— BEGIN Provided data —

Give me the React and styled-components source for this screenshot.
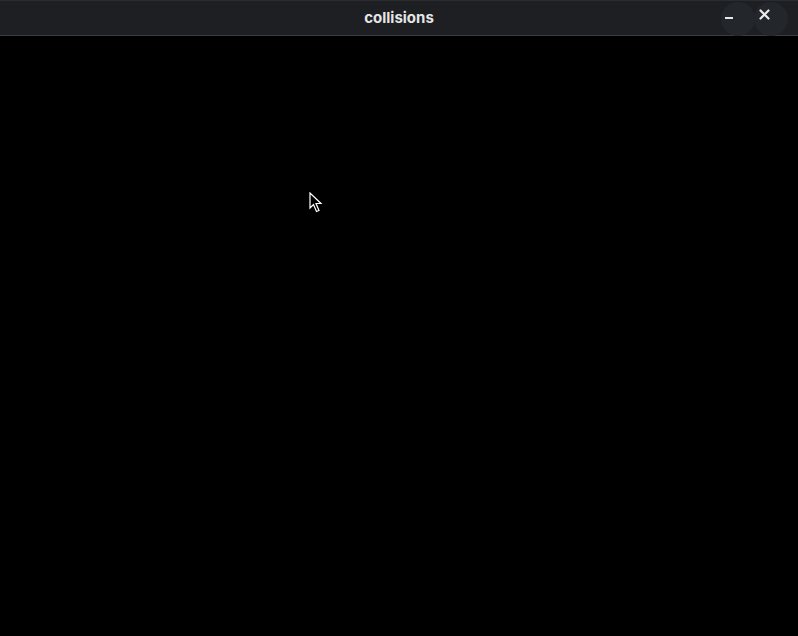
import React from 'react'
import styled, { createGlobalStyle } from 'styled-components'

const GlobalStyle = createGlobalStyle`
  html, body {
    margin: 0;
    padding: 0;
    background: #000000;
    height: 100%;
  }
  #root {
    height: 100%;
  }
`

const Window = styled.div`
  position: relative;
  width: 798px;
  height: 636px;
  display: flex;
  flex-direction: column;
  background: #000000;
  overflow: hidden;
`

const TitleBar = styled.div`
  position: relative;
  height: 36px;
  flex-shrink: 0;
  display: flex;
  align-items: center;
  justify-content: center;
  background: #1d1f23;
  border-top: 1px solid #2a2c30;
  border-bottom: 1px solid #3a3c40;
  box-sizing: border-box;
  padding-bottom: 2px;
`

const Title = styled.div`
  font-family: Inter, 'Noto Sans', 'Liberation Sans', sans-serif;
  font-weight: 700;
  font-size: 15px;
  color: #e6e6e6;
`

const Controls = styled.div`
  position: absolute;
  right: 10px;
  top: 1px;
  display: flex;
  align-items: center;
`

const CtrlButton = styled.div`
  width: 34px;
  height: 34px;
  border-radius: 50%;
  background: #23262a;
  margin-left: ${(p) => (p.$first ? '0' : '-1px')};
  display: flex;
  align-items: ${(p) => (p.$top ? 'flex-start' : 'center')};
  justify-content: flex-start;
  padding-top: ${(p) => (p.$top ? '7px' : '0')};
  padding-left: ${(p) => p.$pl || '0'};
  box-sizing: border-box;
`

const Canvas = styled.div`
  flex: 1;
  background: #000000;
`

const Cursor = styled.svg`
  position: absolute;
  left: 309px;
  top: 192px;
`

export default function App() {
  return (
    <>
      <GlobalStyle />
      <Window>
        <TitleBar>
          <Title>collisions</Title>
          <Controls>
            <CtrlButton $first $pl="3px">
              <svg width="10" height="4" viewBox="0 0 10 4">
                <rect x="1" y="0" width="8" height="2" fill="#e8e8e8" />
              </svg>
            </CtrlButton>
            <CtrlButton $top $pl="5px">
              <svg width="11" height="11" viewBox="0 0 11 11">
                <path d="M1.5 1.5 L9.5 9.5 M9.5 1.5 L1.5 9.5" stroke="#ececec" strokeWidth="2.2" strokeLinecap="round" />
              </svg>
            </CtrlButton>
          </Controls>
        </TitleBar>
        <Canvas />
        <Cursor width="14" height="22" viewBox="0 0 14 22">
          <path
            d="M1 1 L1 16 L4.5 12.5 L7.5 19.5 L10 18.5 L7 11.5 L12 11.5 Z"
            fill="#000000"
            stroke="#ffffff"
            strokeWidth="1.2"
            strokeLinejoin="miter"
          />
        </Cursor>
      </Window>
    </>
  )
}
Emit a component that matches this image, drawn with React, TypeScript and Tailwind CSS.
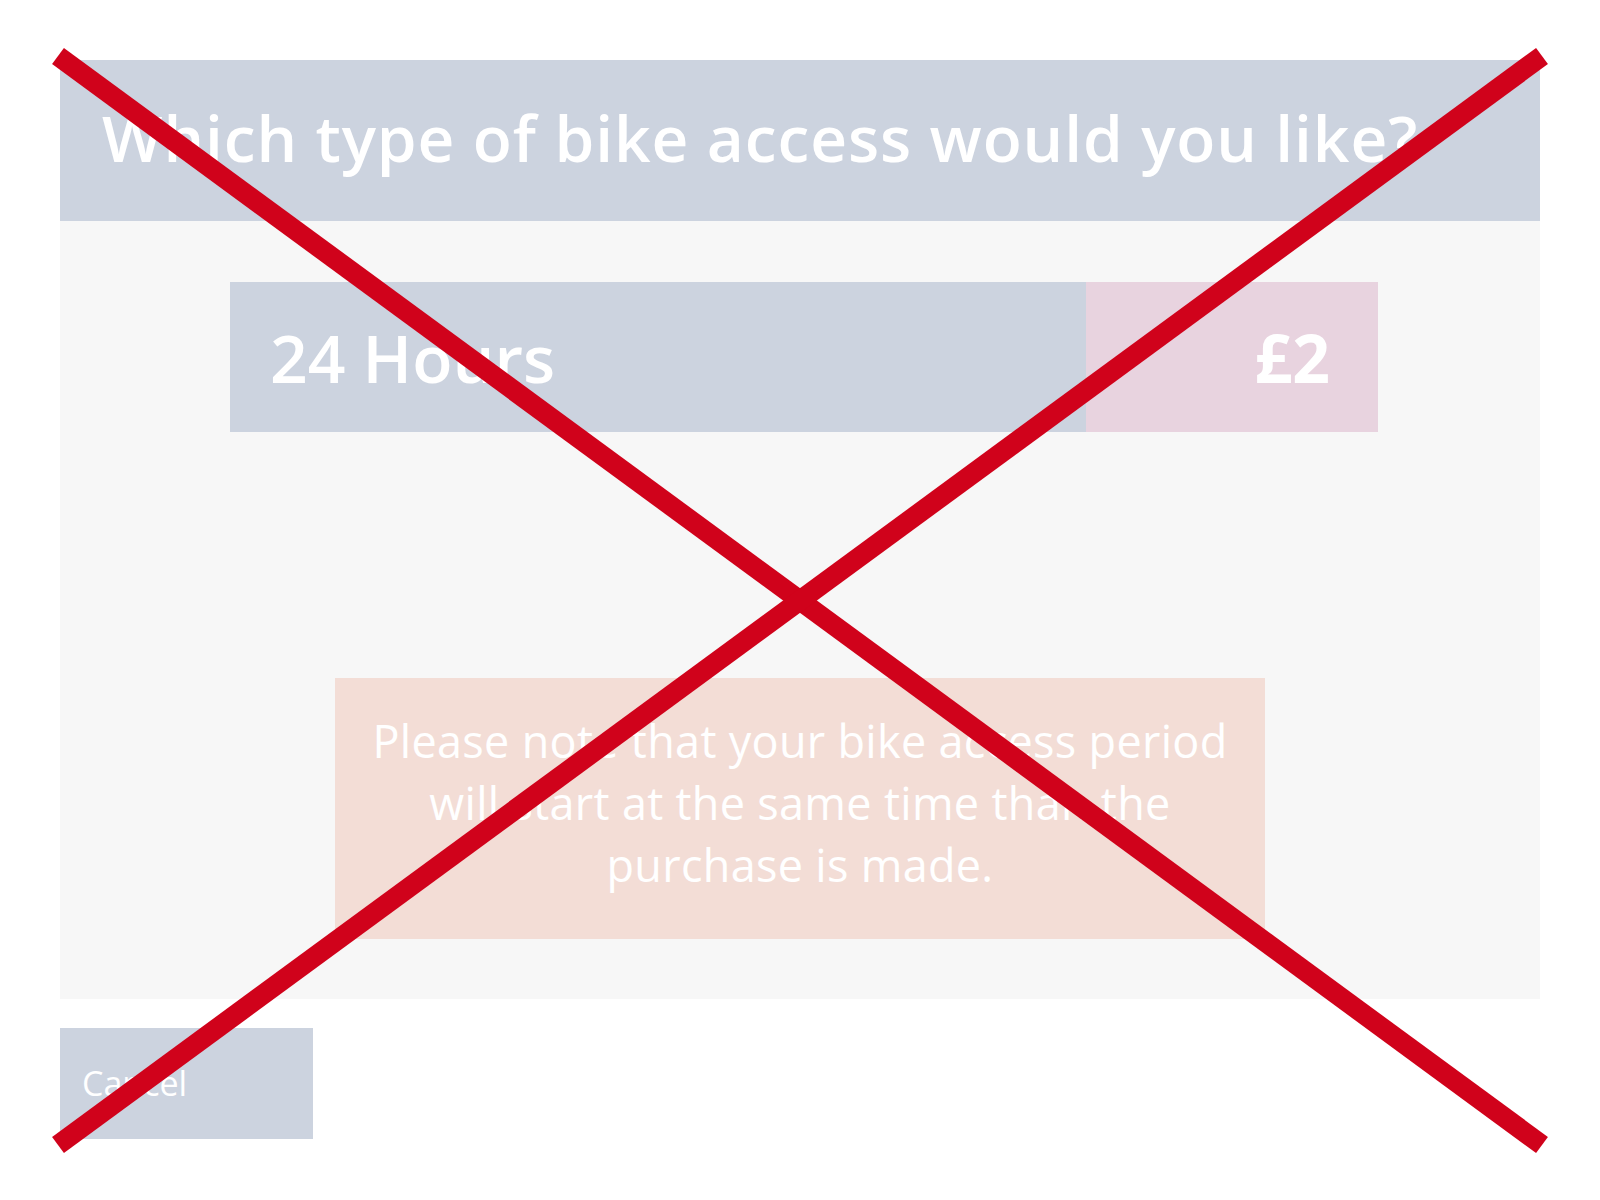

— END Provided data —

Problem: Return each line from the material above exactly, but not the pictures.

Answer for this exercise:
Give me the React and styled-components source for this screenshot.
import React from 'react'
import styled, { createGlobalStyle } from 'styled-components'

const GlobalStyle = createGlobalStyle`
  html, body {
    margin: 0;
    padding: 0;
    background: #000000;
    height: 100%;
  }
  #root {
    height: 100%;
  }
`

const Window = styled.div`
  position: relative;
  width: 798px;
  height: 636px;
  display: flex;
  flex-direction: column;
  background: #000000;
  overflow: hidden;
`

const TitleBar = styled.div`
  position: relative;
  height: 36px;
  flex-shrink: 0;
  display: flex;
  align-items: center;
  justify-content: center;
  background: #1d1f23;
  border-top: 1px solid #2a2c30;
  border-bottom: 1px solid #3a3c40;
  box-sizing: border-box;
  padding-bottom: 2px;
`

const Title = styled.div`
  font-family: Inter, 'Noto Sans', 'Liberation Sans', sans-serif;
  font-weight: 700;
  font-size: 15px;
  color: #e6e6e6;
`

const Controls = styled.div`
  position: absolute;
  right: 10px;
  top: 1px;
  display: flex;
  align-items: center;
`

const CtrlButton = styled.div`
  width: 34px;
  height: 34px;
  border-radius: 50%;
  background: #23262a;
  margin-left: ${(p) => (p.$first ? '0' : '-1px')};
  display: flex;
  align-items: ${(p) => (p.$top ? 'flex-start' : 'center')};
  justify-content: flex-start;
  padding-top: ${(p) => (p.$top ? '7px' : '0')};
  padding-left: ${(p) => p.$pl || '0'};
  box-sizing: border-box;
`

const Canvas = styled.div`
  flex: 1;
  background: #000000;
`

const Cursor = styled.svg`
  position: absolute;
  left: 309px;
  top: 192px;
`

export default function App() {
  return (
    <>
      <GlobalStyle />
      <Window>
        <TitleBar>
          <Title>collisions</Title>
          <Controls>
            <CtrlButton $first $pl="3px">
              <svg width="10" height="4" viewBox="0 0 10 4">
                <rect x="1" y="0" width="8" height="2" fill="#e8e8e8" />
              </svg>
            </CtrlButton>
            <CtrlButton $top $pl="5px">
              <svg width="11" height="11" viewBox="0 0 11 11">
                <path d="M1.5 1.5 L9.5 9.5 M9.5 1.5 L1.5 9.5" stroke="#ececec" strokeWidth="2.2" strokeLinecap="round" />
              </svg>
            </CtrlButton>
          </Controls>
        </TitleBar>
        <Canvas />
        <Cursor width="14" height="22" viewBox="0 0 14 22">
          <path
            d="M1 1 L1 16 L4.5 12.5 L7.5 19.5 L10 18.5 L7 11.5 L12 11.5 Z"
            fill="#000000"
            stroke="#ffffff"
            strokeWidth="1.2"
            strokeLinejoin="miter"
          />
        </Cursor>
      </Window>
    </>
  )
}
Emit a component that matches this image, drawn with React, TypeScript and Tailwind CSS.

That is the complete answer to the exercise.